In other words, we have abandoned the rigour of traditional scholarship.  Provenance, edition, transcription, editorial practise, readership, authorship, reception – the things we query issues in relation to  books, are left unexplored in relation to the online text we actually read.

And as importantly, the way we promulgate our ‘history’ has not kept up either.  I want television programmes with footnotes, and graphs with underlying spreadsheets and sliders.  Yes, I want narrative and analysis, structure, point and purpose.  I want to continue to be able to engage in the grand conversation that is history; but it cannot continue to be produced as a ragged and impotent ghost of a fifteenth century technology; and if we don’t do something about it, we might as well all go off and figure out how to write titillating tales of eighteenth-century sex scandals, because at least they sell.

The book had a wonderful 1200 odd year history, which is certainly worth exploring.  Its form self-evidently controlled and informed significant aspects of cultural and intellectual change in the West (and through the impositions of Empire, the rest of the world as well); but if, as historians, we are to avoid going the way of the book, we need to separate out what we think history is designed to achieve, and to create a scholarly technology that delivers it.
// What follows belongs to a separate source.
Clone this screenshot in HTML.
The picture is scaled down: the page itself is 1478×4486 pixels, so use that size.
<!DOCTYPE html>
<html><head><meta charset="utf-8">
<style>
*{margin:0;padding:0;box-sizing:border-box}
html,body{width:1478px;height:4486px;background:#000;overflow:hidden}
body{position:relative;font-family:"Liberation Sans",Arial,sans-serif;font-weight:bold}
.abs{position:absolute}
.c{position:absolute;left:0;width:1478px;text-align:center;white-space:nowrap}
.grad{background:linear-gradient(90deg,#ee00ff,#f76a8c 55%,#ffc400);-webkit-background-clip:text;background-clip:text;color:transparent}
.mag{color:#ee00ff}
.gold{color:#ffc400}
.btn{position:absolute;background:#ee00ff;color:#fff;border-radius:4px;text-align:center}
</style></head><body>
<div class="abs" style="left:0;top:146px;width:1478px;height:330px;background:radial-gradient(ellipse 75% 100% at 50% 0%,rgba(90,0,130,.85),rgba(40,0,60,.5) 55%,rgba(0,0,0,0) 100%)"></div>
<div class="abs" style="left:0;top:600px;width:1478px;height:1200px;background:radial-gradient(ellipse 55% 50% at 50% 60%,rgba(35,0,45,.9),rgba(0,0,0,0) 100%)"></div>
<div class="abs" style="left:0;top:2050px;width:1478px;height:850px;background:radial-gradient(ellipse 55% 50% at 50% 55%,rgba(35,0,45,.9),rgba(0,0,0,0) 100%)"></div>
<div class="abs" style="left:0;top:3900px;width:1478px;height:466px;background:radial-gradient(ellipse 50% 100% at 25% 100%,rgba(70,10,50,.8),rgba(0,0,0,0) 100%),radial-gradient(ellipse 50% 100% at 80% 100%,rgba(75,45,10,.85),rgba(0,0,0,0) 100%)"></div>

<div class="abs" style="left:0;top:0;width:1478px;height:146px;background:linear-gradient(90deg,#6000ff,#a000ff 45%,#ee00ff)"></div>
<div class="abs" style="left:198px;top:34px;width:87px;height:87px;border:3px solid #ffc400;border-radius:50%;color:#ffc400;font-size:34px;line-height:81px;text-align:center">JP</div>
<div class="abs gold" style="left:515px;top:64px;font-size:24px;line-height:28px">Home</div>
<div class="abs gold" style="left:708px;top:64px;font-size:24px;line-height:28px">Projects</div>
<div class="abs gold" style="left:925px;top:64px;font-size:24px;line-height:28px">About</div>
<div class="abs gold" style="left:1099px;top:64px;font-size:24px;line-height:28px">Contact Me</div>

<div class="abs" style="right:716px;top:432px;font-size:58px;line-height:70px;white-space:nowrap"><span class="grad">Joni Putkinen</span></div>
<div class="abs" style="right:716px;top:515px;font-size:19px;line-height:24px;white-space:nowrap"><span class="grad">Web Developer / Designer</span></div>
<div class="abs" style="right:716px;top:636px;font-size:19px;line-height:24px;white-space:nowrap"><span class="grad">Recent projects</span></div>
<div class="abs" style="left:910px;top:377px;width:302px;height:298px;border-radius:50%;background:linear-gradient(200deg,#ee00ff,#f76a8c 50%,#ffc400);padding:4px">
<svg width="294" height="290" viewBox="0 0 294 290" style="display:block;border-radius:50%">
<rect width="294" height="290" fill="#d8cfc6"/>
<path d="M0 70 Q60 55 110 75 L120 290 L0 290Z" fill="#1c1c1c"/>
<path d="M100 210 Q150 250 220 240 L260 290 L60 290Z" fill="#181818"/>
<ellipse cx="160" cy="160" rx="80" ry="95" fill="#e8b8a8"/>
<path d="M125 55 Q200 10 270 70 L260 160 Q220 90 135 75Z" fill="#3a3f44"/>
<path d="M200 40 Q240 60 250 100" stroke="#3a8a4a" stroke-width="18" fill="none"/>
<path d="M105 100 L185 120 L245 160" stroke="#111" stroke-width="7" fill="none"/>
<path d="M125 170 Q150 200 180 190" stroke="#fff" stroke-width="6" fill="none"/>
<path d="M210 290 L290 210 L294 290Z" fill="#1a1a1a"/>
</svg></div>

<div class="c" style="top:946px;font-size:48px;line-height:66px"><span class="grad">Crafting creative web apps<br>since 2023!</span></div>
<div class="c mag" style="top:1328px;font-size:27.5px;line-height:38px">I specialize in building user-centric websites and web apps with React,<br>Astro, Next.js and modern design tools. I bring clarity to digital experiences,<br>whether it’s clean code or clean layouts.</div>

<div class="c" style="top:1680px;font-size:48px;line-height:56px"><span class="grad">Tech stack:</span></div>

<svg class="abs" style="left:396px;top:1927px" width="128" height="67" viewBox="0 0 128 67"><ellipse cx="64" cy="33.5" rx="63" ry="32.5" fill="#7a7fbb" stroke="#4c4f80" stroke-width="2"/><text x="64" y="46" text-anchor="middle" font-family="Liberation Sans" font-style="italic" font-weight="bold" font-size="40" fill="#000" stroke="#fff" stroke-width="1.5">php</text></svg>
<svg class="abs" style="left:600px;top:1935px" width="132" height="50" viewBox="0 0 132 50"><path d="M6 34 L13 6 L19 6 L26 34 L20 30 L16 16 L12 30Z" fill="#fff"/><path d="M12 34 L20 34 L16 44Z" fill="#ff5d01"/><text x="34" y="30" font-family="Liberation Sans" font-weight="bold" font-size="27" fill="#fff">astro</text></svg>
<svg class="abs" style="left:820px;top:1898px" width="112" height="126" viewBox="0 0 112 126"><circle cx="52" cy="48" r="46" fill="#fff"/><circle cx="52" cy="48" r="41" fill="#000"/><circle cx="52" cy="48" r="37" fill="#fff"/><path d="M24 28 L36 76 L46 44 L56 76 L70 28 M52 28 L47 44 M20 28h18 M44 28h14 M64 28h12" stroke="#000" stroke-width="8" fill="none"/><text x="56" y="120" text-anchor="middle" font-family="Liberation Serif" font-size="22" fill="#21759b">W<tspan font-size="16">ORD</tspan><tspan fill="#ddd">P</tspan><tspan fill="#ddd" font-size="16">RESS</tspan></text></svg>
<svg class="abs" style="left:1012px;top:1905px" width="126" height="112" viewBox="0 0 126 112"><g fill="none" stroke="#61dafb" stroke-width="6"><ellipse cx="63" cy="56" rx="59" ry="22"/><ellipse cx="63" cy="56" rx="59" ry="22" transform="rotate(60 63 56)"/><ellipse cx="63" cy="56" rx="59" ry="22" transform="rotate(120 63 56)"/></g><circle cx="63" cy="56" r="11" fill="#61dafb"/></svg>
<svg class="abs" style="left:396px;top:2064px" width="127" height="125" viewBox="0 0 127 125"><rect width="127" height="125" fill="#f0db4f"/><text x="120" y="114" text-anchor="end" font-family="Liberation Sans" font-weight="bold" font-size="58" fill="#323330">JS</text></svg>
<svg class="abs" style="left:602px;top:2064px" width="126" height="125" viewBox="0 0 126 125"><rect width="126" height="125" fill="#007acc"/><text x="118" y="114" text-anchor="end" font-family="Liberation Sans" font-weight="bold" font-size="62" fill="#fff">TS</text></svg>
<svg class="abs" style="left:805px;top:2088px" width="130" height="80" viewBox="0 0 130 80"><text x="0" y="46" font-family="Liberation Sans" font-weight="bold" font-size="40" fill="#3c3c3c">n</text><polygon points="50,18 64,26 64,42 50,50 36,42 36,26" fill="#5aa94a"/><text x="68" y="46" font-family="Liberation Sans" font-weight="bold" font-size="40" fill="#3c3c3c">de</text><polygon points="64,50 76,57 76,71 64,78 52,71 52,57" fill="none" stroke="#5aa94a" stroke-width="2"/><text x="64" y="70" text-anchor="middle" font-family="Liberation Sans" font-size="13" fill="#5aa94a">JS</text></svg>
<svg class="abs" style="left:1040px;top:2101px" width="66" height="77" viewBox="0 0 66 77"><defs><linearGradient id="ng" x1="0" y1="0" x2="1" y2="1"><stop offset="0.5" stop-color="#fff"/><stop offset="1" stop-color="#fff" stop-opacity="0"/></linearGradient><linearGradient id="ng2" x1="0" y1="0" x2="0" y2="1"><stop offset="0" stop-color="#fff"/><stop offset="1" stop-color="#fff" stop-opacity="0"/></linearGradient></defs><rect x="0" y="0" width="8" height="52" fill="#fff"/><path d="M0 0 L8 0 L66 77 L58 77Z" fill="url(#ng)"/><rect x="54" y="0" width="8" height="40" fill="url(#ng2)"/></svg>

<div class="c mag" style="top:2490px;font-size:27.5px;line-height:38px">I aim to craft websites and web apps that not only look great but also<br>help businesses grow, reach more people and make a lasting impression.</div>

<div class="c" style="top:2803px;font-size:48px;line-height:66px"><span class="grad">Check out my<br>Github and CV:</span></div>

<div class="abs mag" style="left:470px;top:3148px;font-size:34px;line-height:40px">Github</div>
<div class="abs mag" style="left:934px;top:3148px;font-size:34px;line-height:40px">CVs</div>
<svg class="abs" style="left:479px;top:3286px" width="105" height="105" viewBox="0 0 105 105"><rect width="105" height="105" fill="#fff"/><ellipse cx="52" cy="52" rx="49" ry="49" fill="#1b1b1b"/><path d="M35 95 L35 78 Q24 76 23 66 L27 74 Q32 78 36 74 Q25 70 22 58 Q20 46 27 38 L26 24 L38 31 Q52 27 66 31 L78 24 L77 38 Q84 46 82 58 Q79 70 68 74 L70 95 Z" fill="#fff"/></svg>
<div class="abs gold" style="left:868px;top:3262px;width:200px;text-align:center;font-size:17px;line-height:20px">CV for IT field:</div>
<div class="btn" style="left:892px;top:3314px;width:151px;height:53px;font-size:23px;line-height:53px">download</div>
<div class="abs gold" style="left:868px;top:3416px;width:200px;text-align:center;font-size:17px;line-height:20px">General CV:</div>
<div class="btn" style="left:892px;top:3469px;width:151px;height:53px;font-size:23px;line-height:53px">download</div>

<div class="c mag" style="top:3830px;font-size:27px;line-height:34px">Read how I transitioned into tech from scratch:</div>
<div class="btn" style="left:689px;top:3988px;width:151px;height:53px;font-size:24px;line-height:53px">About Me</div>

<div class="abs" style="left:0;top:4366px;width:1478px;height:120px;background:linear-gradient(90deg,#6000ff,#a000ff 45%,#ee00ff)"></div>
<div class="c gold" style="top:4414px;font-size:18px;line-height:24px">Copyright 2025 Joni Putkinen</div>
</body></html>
In a rather intemperate attack on the work of Jane Jacobs, published in 1962, Louis Mumford observed that:


‘… minds unduly fascinated by computers carefully confine themselves to asking only the kind of question that computers can answer and are completely negligent of the human contents  or the human results.’

I am afraid that in the last couple of decades, historians who are unduly fascinated by books, have restricted themselves to asking only the kind of questions books can answer.  Fifty years is a long time in computer science.  It is about time we found out if a critical and self-consciously scholarly engagement with computers might not now allow us to more effectively address the ‘human contents’ of the past.